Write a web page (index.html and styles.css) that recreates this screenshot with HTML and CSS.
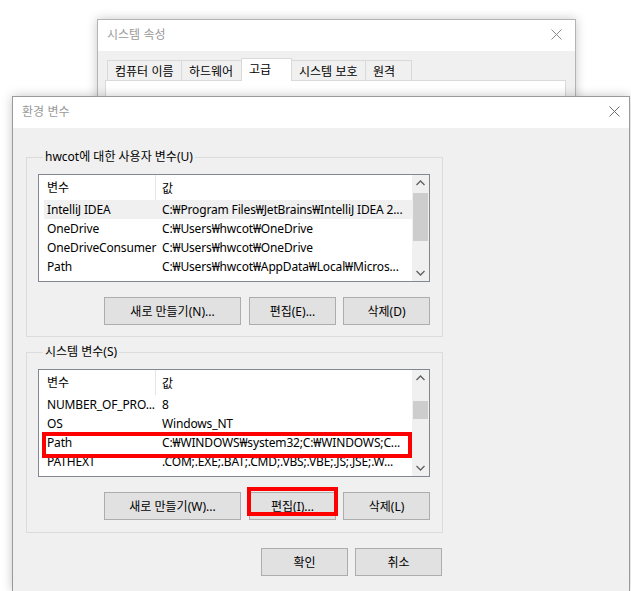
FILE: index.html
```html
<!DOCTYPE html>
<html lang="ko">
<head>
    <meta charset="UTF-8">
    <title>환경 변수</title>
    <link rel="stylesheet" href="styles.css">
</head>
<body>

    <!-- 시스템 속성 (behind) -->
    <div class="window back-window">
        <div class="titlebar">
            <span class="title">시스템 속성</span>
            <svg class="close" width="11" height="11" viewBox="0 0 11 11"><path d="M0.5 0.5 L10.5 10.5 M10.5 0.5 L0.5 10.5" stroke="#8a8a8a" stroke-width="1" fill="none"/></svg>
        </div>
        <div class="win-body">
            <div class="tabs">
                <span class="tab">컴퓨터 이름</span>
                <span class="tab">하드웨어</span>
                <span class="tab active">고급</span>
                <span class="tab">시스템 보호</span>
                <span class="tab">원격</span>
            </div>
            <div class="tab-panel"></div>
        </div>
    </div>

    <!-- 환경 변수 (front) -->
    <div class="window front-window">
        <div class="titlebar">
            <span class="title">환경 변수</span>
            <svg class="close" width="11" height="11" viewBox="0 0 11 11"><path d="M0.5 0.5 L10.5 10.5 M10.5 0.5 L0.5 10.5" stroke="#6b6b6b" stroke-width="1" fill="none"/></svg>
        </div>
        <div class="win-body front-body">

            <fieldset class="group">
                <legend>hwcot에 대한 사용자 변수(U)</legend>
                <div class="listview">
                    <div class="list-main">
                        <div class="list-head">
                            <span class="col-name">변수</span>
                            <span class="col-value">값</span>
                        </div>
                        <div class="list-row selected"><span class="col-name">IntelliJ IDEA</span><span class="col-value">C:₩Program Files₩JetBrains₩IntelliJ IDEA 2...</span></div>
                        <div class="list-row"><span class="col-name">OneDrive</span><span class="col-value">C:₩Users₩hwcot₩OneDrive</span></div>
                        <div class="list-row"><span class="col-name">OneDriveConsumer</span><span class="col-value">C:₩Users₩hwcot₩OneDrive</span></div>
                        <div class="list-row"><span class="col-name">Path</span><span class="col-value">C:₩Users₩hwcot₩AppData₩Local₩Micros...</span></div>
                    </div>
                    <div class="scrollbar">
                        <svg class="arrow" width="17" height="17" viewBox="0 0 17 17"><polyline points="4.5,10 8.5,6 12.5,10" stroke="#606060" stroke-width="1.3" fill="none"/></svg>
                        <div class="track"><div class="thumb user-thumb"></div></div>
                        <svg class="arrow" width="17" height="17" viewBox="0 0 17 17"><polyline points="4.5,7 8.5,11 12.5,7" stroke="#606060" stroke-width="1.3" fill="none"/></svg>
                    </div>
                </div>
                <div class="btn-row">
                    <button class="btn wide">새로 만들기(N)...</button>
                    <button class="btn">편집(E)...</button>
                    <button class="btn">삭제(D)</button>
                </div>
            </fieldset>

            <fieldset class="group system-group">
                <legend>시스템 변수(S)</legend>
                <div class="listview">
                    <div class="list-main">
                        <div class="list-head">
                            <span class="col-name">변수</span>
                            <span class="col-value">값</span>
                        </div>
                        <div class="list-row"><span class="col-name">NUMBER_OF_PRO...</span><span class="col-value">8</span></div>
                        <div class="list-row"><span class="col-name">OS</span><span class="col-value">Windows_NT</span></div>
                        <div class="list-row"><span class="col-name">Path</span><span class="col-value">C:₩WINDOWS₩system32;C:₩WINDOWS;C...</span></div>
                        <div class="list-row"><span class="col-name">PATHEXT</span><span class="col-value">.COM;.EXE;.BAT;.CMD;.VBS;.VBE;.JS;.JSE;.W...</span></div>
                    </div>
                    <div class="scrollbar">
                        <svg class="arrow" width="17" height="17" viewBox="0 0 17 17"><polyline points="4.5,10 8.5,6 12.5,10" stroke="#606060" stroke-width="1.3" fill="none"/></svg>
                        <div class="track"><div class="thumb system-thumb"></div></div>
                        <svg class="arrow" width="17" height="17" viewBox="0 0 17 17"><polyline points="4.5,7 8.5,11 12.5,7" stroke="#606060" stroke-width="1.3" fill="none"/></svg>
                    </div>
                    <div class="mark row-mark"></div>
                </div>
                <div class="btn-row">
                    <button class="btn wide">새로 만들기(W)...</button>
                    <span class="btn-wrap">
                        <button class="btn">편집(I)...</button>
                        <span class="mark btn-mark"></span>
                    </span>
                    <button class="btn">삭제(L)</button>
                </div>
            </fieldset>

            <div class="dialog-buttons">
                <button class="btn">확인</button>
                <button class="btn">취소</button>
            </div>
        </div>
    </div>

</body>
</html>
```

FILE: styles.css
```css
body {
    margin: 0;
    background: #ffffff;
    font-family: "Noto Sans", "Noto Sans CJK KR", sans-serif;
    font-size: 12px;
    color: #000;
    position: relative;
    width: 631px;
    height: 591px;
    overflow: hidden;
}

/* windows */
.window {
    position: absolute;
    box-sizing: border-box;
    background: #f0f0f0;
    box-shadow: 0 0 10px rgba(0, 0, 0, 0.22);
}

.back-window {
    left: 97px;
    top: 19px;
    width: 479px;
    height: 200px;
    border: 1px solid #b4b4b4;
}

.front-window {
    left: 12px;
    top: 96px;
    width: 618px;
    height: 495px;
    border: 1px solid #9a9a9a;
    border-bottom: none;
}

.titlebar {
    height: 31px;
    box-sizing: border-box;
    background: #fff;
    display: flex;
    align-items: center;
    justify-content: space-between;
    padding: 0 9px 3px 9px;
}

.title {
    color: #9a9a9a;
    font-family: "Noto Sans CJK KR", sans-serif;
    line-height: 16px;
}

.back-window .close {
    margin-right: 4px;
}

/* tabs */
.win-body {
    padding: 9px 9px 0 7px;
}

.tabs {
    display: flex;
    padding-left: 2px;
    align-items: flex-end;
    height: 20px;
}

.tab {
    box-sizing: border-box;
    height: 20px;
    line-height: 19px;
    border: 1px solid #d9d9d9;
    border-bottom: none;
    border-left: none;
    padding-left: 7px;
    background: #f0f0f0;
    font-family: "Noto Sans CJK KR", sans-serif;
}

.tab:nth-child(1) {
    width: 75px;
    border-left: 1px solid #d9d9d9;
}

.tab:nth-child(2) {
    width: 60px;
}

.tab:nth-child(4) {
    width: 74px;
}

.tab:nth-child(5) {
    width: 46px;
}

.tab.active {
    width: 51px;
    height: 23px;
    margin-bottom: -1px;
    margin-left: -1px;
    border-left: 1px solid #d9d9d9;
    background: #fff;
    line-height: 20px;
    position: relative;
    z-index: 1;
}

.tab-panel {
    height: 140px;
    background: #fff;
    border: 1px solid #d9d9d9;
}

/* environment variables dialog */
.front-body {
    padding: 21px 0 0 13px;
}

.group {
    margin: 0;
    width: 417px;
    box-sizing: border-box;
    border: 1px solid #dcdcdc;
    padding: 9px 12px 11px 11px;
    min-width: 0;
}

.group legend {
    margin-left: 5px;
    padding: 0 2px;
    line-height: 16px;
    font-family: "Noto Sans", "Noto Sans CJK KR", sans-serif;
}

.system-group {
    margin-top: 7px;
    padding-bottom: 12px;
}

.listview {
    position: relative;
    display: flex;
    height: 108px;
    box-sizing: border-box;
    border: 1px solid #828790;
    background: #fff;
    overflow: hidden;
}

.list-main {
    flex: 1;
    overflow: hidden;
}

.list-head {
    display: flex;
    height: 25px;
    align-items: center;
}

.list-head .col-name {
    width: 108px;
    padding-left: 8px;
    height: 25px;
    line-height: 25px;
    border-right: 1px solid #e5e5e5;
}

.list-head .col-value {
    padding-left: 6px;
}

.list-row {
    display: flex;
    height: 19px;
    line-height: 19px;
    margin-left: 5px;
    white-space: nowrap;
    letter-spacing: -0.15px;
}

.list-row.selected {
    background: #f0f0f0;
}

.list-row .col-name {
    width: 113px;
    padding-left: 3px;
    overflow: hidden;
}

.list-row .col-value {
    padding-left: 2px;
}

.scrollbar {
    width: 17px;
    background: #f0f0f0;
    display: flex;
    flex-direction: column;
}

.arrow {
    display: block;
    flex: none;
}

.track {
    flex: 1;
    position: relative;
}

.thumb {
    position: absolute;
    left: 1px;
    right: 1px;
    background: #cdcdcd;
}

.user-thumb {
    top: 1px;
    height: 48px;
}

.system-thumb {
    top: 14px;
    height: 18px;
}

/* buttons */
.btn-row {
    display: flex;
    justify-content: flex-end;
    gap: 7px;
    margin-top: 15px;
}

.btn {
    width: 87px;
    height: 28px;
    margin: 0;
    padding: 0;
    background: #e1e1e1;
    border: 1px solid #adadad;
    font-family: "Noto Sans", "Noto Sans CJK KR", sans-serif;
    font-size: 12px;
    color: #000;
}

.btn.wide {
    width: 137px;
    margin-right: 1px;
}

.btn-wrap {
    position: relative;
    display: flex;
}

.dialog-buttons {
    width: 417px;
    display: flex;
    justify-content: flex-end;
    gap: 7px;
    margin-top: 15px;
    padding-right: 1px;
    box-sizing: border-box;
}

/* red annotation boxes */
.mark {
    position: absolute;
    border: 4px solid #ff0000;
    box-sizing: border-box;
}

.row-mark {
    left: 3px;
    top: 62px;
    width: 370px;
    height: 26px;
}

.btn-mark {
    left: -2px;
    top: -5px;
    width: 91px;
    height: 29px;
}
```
= = =
WHAT IS EXPECTED —
Show every line that contains the word "index".

IN RESPONSE —
Write a web page (index.html and styles.css) that recreates this screenshot with HTML and CSS.
FILE: index.html
    z-index: 1;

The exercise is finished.